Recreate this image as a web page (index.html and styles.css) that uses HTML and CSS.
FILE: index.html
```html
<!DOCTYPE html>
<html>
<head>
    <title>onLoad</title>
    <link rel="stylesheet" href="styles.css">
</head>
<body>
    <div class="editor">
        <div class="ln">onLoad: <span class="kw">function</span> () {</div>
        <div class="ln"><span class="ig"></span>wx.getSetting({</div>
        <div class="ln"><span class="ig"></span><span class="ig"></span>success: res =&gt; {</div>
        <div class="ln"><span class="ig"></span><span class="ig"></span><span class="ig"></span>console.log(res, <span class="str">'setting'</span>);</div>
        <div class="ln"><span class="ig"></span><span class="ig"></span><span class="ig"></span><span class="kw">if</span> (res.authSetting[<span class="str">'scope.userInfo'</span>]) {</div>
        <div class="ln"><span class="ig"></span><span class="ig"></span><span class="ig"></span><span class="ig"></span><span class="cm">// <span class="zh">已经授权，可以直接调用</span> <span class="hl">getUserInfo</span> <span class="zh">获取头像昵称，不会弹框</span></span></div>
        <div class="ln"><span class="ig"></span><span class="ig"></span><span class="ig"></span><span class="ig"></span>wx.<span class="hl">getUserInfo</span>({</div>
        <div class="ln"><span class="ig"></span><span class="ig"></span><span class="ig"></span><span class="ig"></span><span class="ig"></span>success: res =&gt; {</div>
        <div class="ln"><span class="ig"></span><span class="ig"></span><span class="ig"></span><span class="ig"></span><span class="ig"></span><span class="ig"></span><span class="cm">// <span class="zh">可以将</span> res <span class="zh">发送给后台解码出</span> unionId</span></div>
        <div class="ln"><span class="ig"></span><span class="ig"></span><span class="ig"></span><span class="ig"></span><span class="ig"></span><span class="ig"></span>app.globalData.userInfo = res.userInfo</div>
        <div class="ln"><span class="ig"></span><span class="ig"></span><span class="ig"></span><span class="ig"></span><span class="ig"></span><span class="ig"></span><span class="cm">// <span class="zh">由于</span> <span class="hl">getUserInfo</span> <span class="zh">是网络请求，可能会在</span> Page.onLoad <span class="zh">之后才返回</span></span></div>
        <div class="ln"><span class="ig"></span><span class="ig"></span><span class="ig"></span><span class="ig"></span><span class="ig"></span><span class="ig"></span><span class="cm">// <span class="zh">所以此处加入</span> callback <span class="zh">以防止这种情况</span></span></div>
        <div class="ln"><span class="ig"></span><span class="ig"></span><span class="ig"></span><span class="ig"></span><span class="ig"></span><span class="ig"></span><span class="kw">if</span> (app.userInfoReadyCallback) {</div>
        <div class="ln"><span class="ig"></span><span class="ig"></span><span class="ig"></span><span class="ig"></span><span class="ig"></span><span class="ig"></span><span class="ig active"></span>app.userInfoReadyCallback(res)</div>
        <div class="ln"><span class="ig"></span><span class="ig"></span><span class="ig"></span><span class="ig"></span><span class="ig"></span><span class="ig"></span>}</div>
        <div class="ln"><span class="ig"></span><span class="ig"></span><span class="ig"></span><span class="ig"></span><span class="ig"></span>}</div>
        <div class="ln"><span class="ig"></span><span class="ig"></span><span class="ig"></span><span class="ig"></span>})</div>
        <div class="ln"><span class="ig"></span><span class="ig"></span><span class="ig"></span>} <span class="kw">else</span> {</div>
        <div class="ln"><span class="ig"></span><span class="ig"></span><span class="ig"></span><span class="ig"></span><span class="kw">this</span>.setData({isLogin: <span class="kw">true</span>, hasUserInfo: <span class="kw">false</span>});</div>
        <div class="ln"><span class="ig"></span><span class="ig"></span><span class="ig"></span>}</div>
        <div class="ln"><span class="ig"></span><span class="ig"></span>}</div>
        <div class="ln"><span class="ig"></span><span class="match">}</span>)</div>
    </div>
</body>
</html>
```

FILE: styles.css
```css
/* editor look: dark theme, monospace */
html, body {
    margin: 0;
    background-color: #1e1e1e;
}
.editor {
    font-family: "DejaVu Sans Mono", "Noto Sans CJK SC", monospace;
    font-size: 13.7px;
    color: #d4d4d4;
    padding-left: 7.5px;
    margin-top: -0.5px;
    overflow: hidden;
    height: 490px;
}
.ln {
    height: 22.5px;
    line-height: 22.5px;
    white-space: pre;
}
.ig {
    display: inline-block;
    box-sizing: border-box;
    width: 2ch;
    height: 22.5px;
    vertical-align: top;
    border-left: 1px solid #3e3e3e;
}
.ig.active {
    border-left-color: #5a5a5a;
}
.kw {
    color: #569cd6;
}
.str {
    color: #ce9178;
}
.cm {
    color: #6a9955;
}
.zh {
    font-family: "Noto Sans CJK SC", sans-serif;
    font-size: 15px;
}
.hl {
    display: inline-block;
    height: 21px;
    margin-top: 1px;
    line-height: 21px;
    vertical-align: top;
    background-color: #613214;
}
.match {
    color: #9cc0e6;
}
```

_ _ _ _ _ _ _

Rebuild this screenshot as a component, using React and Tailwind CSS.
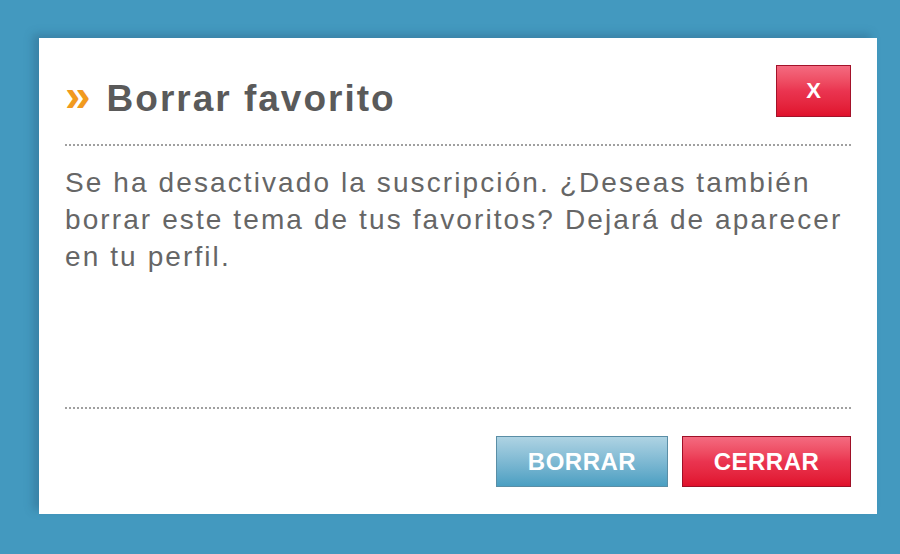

_ _ _ _ _ _ _

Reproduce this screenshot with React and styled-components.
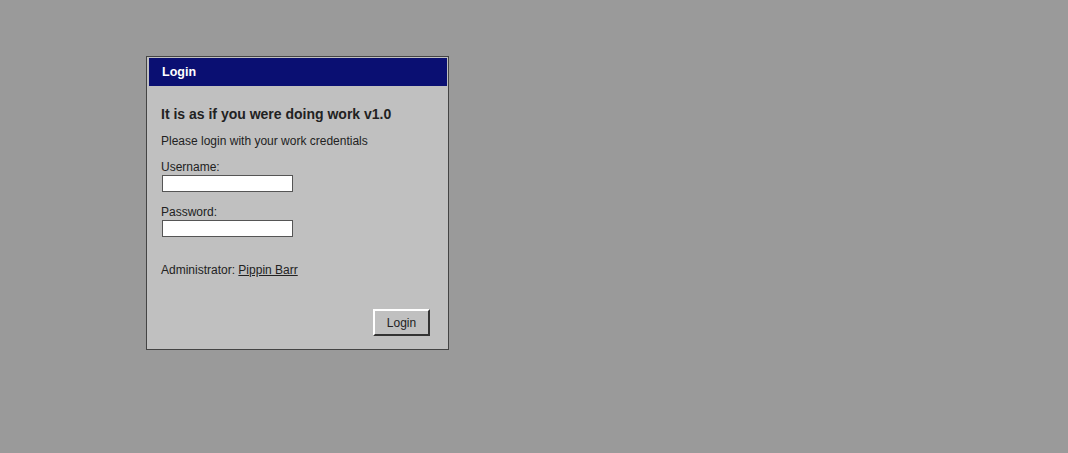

_ _ _ _ _ _ _

Task to carry out
Filter the listing for the word "styles" and copy every line that holds it.

The completed task
Recreate this image as a web page (index.html and styles.css) that uses HTML and CSS.
    <link rel="stylesheet" href="styles.css">
FILE: styles.css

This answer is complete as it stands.